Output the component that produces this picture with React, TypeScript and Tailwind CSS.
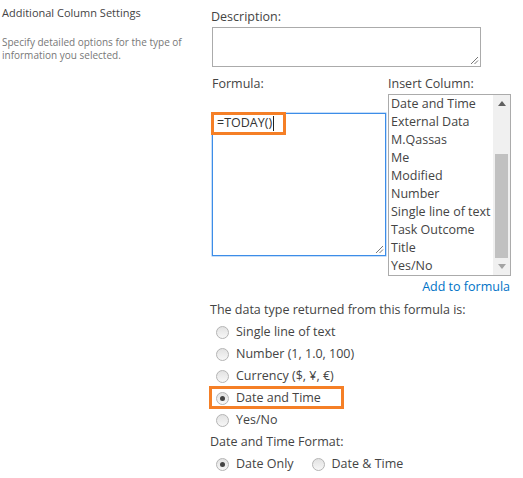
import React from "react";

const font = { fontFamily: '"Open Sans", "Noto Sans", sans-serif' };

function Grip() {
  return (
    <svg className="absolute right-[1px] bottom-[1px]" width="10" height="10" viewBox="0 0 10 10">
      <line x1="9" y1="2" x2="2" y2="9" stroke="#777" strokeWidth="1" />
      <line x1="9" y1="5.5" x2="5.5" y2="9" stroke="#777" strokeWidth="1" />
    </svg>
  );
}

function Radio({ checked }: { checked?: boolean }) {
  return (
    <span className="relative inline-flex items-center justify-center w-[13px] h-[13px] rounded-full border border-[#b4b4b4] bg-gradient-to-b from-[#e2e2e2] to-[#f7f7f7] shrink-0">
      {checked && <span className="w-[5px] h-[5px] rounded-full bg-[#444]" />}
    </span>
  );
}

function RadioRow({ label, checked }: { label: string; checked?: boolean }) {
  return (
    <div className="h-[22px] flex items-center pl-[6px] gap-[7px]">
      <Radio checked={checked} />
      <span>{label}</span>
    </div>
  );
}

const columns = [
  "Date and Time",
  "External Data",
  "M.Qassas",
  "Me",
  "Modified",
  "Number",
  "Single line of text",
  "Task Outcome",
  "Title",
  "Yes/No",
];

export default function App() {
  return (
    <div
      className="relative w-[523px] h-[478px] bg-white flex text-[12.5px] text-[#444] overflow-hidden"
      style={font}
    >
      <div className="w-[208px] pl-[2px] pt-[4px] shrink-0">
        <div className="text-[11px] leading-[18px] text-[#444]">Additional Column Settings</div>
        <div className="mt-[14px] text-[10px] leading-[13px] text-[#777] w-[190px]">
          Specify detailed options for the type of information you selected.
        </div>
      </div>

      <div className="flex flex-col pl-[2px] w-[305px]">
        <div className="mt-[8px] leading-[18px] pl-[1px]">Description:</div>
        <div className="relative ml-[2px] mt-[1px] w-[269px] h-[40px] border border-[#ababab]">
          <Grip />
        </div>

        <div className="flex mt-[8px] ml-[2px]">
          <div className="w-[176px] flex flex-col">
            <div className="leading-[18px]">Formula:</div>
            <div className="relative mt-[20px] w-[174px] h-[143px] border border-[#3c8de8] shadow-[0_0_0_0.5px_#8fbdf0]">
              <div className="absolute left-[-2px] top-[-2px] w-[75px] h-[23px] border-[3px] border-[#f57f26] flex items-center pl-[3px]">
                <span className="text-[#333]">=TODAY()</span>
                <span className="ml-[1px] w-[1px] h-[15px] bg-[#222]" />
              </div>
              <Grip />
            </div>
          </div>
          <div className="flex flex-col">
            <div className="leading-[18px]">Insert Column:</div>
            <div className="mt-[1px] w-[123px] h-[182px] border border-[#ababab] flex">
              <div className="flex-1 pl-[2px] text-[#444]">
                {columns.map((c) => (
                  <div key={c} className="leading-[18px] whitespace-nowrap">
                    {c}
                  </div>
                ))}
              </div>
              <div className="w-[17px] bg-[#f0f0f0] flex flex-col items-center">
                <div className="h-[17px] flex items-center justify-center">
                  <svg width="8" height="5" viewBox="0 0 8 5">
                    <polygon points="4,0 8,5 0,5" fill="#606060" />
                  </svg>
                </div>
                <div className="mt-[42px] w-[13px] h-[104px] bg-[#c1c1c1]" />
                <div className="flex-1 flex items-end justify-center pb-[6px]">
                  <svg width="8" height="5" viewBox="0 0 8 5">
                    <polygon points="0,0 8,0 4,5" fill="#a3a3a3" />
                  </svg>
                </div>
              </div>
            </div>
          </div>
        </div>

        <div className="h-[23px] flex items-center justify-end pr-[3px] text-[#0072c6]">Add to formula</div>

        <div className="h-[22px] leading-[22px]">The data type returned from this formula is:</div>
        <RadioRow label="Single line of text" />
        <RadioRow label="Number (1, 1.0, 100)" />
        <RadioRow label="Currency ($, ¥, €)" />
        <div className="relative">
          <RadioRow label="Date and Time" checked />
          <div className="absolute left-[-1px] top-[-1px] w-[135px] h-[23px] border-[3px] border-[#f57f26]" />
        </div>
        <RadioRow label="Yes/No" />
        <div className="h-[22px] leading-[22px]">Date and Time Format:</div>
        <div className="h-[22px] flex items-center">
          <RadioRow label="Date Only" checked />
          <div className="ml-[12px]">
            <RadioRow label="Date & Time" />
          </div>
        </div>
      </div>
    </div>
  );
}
=======
### To be done
Leave out the pictures and transcribe everything else exactly.

### Solution below
Output the component that produces this picture with React, TypeScript and Tailwind CSS.
import React from "react";

const font = { fontFamily: '"Open Sans", "Noto Sans", sans-serif' };

function Grip() {
  return (
    <svg className="absolute right-[1px] bottom-[1px]" width="10" height="10" viewBox="0 0 10 10">
      <line x1="9" y1="2" x2="2" y2="9" stroke="#777" strokeWidth="1" />
      <line x1="9" y1="5.5" x2="5.5" y2="9" stroke="#777" strokeWidth="1" />
    </svg>
  );
}

function Radio({ checked }: { checked?: boolean }) {
  return (
    <span className="relative inline-flex items-center justify-center w-[13px] h-[13px] rounded-full border border-[#b4b4b4] bg-gradient-to-b from-[#e2e2e2] to-[#f7f7f7] shrink-0">
      {checked && <span className="w-[5px] h-[5px] rounded-full bg-[#444]" />}
    </span>
  );
}

function RadioRow({ label, checked }: { label: string; checked?: boolean }) {
  return (
    <div className="h-[22px] flex items-center pl-[6px] gap-[7px]">
      <Radio checked={checked} />
      <span>{label}</span>
    </div>
  );
}

const columns = [
  "Date and Time",
  "External Data",
  "M.Qassas",
  "Me",
  "Modified",
  "Number",
  "Single line of text",
  "Task Outcome",
  "Title",
  "Yes/No",
];

export default function App() {
  return (
    <div
      className="relative w-[523px] h-[478px] bg-white flex text-[12.5px] text-[#444] overflow-hidden"
      style={font}
    >
      <div className="w-[208px] pl-[2px] pt-[4px] shrink-0">
        <div className="text-[11px] leading-[18px] text-[#444]">Additional Column Settings</div>
        <div className="mt-[14px] text-[10px] leading-[13px] text-[#777] w-[190px]">
          Specify detailed options for the type of information you selected.
        </div>
      </div>

      <div className="flex flex-col pl-[2px] w-[305px]">
        <div className="mt-[8px] leading-[18px] pl-[1px]">Description:</div>
        <div className="relative ml-[2px] mt-[1px] w-[269px] h-[40px] border border-[#ababab]">
          <Grip />
        </div>

        <div className="flex mt-[8px] ml-[2px]">
          <div className="w-[176px] flex flex-col">
            <div className="leading-[18px]">Formula:</div>
            <div className="relative mt-[20px] w-[174px] h-[143px] border border-[#3c8de8] shadow-[0_0_0_0.5px_#8fbdf0]">
              <div className="absolute left-[-2px] top-[-2px] w-[75px] h-[23px] border-[3px] border-[#f57f26] flex items-center pl-[3px]">
                <span className="text-[#333]">=TODAY()</span>
                <span className="ml-[1px] w-[1px] h-[15px] bg-[#222]" />
              </div>
              <Grip />
            </div>
          </div>
          <div className="flex flex-col">
            <div className="leading-[18px]">Insert Column:</div>
            <div className="mt-[1px] w-[123px] h-[182px] border border-[#ababab] flex">
              <div className="flex-1 pl-[2px] text-[#444]">
                {columns.map((c) => (
                  <div key={c} className="leading-[18px] whitespace-nowrap">
                    {c}
                  </div>
                ))}
              </div>
              <div className="w-[17px] bg-[#f0f0f0] flex flex-col items-center">
                <div className="h-[17px] flex items-center justify-center">
                  <svg width="8" height="5" viewBox="0 0 8 5">
                    <polygon points="4,0 8,5 0,5" fill="#606060" />
                  </svg>
                </div>
                <div className="mt-[42px] w-[13px] h-[104px] bg-[#c1c1c1]" />
                <div className="flex-1 flex items-end justify-center pb-[6px]">
                  <svg width="8" height="5" viewBox="0 0 8 5">
                    <polygon points="0,0 8,0 4,5" fill="#a3a3a3" />
                  </svg>
                </div>
              </div>
            </div>
          </div>
        </div>

        <div className="h-[23px] flex items-center justify-end pr-[3px] text-[#0072c6]">Add to formula</div>

        <div className="h-[22px] leading-[22px]">The data type returned from this formula is:</div>
        <RadioRow label="Single line of text" />
        <RadioRow label="Number (1, 1.0, 100)" />
        <RadioRow label="Currency ($, ¥, €)" />
        <div className="relative">
          <RadioRow label="Date and Time" checked />
          <div className="absolute left-[-1px] top-[-1px] w-[135px] h-[23px] border-[3px] border-[#f57f26]" />
        </div>
        <RadioRow label="Yes/No" />
        <div className="h-[22px] leading-[22px]">Date and Time Format:</div>
        <div className="h-[22px] flex items-center">
          <RadioRow label="Date Only" checked />
          <div className="ml-[12px]">
            <RadioRow label="Date & Time" />
          </div>
        </div>
      </div>
    </div>
  );
}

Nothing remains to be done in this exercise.